The benchmark Jakarta Composite Index lost 64.25 points, or 1.6 percent, to close Friday at 3,894.56 — its lowest in three months. For the week, it dropped 2.1 percent. In January, the JCI rose 3.1 percent, the best start to a year since 2006, extending last year’s 3.2 percent gain.

Investors, though, used the scenario of accelerating inflation as an excuse to exit the market, some analysts said.

Edwin Sebayang, head of research at MNC Securities in Jakarta, said concerns of the fuel price increase added to negative sentiment in the local market.

“This will be a crucial domestic factor for the JCI, up until the actual implementation [of fuel subsidy changes] in April. Stocks that are related to oil, like transportation, automotive, banking, and oil-based chemicals, will be easy targets,” he said.

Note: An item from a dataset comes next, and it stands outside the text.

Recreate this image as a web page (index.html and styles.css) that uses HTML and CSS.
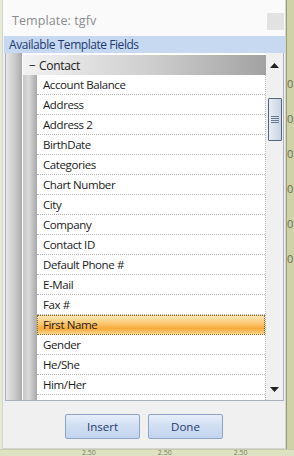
FILE: index.html
```html
<!DOCTYPE html>
<html>
<head>
<meta charset="utf-8">
<link rel="stylesheet" href="styles.css">
</head>
<body>
<div class="backdrop">
  <div class="dialog">
    <div class="titlebar">
      <span class="title">Template: tgfv</span>
      <span class="close"></span>
    </div>
    <div class="header">Available Template Fields</div>
    <div class="panel">
      <div class="gutter"></div>
      <div class="content">
        <div class="group"><span class="minus">−</span><span>Contact</span></div>
        <div class="children">
          <div class="indent"></div>
          <div class="rows">
            <div class="row">Account Balance</div>
            <div class="row">Address</div>
            <div class="row">Address 2</div>
            <div class="row">BirthDate</div>
            <div class="row">Categories</div>
            <div class="row">Chart Number</div>
            <div class="row">City</div>
            <div class="row">Company</div>
            <div class="row">Contact ID</div>
            <div class="row">Default Phone #</div>
            <div class="row">E-Mail</div>
            <div class="row">Fax #</div>
            <div class="row selected">First Name</div>
            <div class="row">Gender</div>
            <div class="row">He/She</div>
            <div class="row">Him/Her</div>
            <div class="row"></div>
          </div>
        </div>
      </div>
      <div class="scroll">
        <svg class="arrow" width="9" height="5" viewBox="0 0 9 5"><path d="M0 5 L4.5 0 L9 5 Z" fill="#222"/></svg>
        <div class="thumb">
          <svg width="8" height="7" viewBox="0 0 8 7"><path d="M0 0.5H8M0 2.5H8M0 4.5H8M0 6.5H8" stroke="#6a7a90" stroke-width="1"/></svg>
        </div>
        <div class="spacer"></div>
        <svg class="arrow" width="9" height="5" viewBox="0 0 9 5"><path d="M0 0 L4.5 5 L9 0 Z" fill="#222"/></svg>
      </div>
    </div>
    <div class="buttons">
      <button class="btn">Insert</button>
      <button class="btn">Done</button>
    </div>
  </div>
  <div class="sidestrip">
    <span>0</span><span>0</span><span>0</span><span>0</span><span>0</span><span>0</span>
  </div>
</div>
<div class="bottomstrip">
  <span>2.50</span><span>2.50</span><span>2.50</span>
</div>
</body>
</html>
```

FILE: styles.css
```css
* { box-sizing: border-box; }
html, body { margin: 0; padding: 0; }
body {
  width: 294px;
  height: 456px;
  overflow: hidden;
  background: #e6ead2;
  font-family: "Open Sans", "DejaVu Sans", sans-serif;
  font-size: 11px;
  color: #1a1a1a;
}
.backdrop {
  display: flex;
  height: 449px;
}
.dialog {
  margin-left: 2px;
  width: 284px;
  height: 449px;
  background: #f0f0f0;
  border: 1px solid #d4d4d4;
  border-top: none;
  display: flex;
  flex-direction: column;
}
.titlebar {
  height: 36px;
  background: #fafafa;
  display: flex;
  align-items: center;
  justify-content: space-between;
  padding: 0 0 0 9px;
}
.title {
  color: #8c8c8c;
  font-size: 12.5px;
  letter-spacing: 0.1px;
  margin-top: 4px;
}
.close {
  width: 17px;
  height: 17px;
  background: #e2e2e2;
  margin-right: 1px;
  margin-top: 7px;
}
.header {
  height: 17px;
  margin: 0 0 0 1px;
  background: #c6d9f0;
  color: #1f3a70;
  font-size: 12px;
  letter-spacing: -0.45px;
  line-height: 17px;
  padding-left: 5px;
}
.panel {
  margin: 0 1px 0 2px;
  height: 348px;
  border: 1px solid #a9b1ba;
  border-top: none;
  background: #fff;
  display: flex;
  overflow: hidden;
}
.gutter {
  width: 17px;
  background: linear-gradient(to right, #e6e6e6, #c8c8c8 60%, #a9a9a9);
  border-right: 1px solid #ffffff;
  flex: none;
}
.content {
  flex: 1;
  display: flex;
  flex-direction: column;
  min-width: 0;
}
.group {
  height: 22px;
  flex: none;
  background: linear-gradient(to right, #f2f2f2, #d0d0d0 50%, #a2a2a2);
  display: flex;
  align-items: center;
  font-size: 12px;
  letter-spacing: -0.3px;
  padding-left: 6px;
  border-top: 2px solid #fff;
}
.minus { width: 10px; margin-right: 0; }
.children {
  flex: 1;
  display: flex;
  min-height: 0;
}
.indent {
  width: 14px;
  flex: none;
  background: linear-gradient(to right, #c6c6c6, #dadada 40%, #a8a8a8);
}
.rows {
  flex: 1;
  display: flex;
  flex-direction: column;
  border-right: 1px dotted #b4b4b4;
}
.row {
  height: 20px;
  flex: none;
  line-height: 19px;
  padding-left: 6px;
  border-bottom: 1px dotted #b8b8b8;
  font-size: 11.5px;
  letter-spacing: -0.4px;
  white-space: nowrap;
}
.row.selected {
  background: linear-gradient(to bottom, #fde8b6 0%, #fbc46a 45%, #f8aa38 70%, #fcd48c 100%);
  border: 1px dotted #8a6a30;
  padding-left: 5px;
  line-height: 18px;
}
.scroll {
  width: 17px;
  flex: none;
  background: #f0f0f0;
  display: flex;
  flex-direction: column;
  align-items: center;
  padding: 10px 0 8px;
}
.arrow { flex: none; }
.thumb {
  margin-top: 30px;
  width: 14px;
  height: 43px;
  border: 1px solid #56667a;
  border-radius: 1px;
  background: linear-gradient(to right, #e8edf4, #c8d3e2);
  display: flex;
  align-items: center;
  justify-content: center;
}
.spacer { flex: 1; }
.buttons {
  flex: 1;
  display: flex;
  justify-content: center;
  align-items: flex-start;
  gap: 8px;
  padding-top: 13px;
}
.btn {
  width: 75px;
  height: 25px;
  border: 1px solid #8ea3c6;
  border-radius: 2px;
  background: linear-gradient(to bottom, #e6eefa, #d0def2 50%, #c3d4ee);
  color: #1f3a70;
  font-family: "Open Sans", "DejaVu Sans", sans-serif;
  font-size: 11.5px;
  padding: 0;
}
.sidestrip {
  flex: 1;
  height: 449px;
  background: #cfd2a6;
  border-left: 1px solid #9a9e7a;
  display: flex;
  flex-direction: column;
  gap: 20px;
  padding-top: 76px;
  color: #6c6e52;
  font-size: 11px;
  overflow: hidden;
}
.bottomstrip {
  height: 7px;
  background: #dde2c0;
  display: flex;
  gap: 62px;
  padding-left: 82px;
  color: #7a7c64;
  font-size: 7px;
  line-height: 6px;
  overflow: hidden;
  border-top: 1px solid #c8ccac;
}
```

In Friday’s trading, more than 4.41 billion shares worth Rp 5.8 trillion changed hands at the Indonesia Stock Exchange. Declining stocks far outnumbered gainers, 221 to 48. Foreign investors also fled the market, selling Rp 896 billion more in shares than they bought.

“The global crude oil price and the plan to increase the price of subsidized fuel made oil-related stocks suffer short-term sell pressure,” Edwin said.

Shares in Medco Energy International, Indonesia’s largest publicly traded oil company, and Energi Mega Persada, an oil explorer and producer, fell in Friday’s trading.

Crude oil currently fetches $108.08 a barrel in New York, a nine-month high, and has the potential to touch $120 per barrel if Iran stops supplying oil to nations in Europe, analysts say.

BCA’s Branko said that the concern over the oil price, which could result to higher inflation, is not only Indonesia’s problem but represents a global concern.

“While Indonesia’s fuel price is about to be increased, the fuel price at some other country has already risen because of the tension in the Middle East,” he said.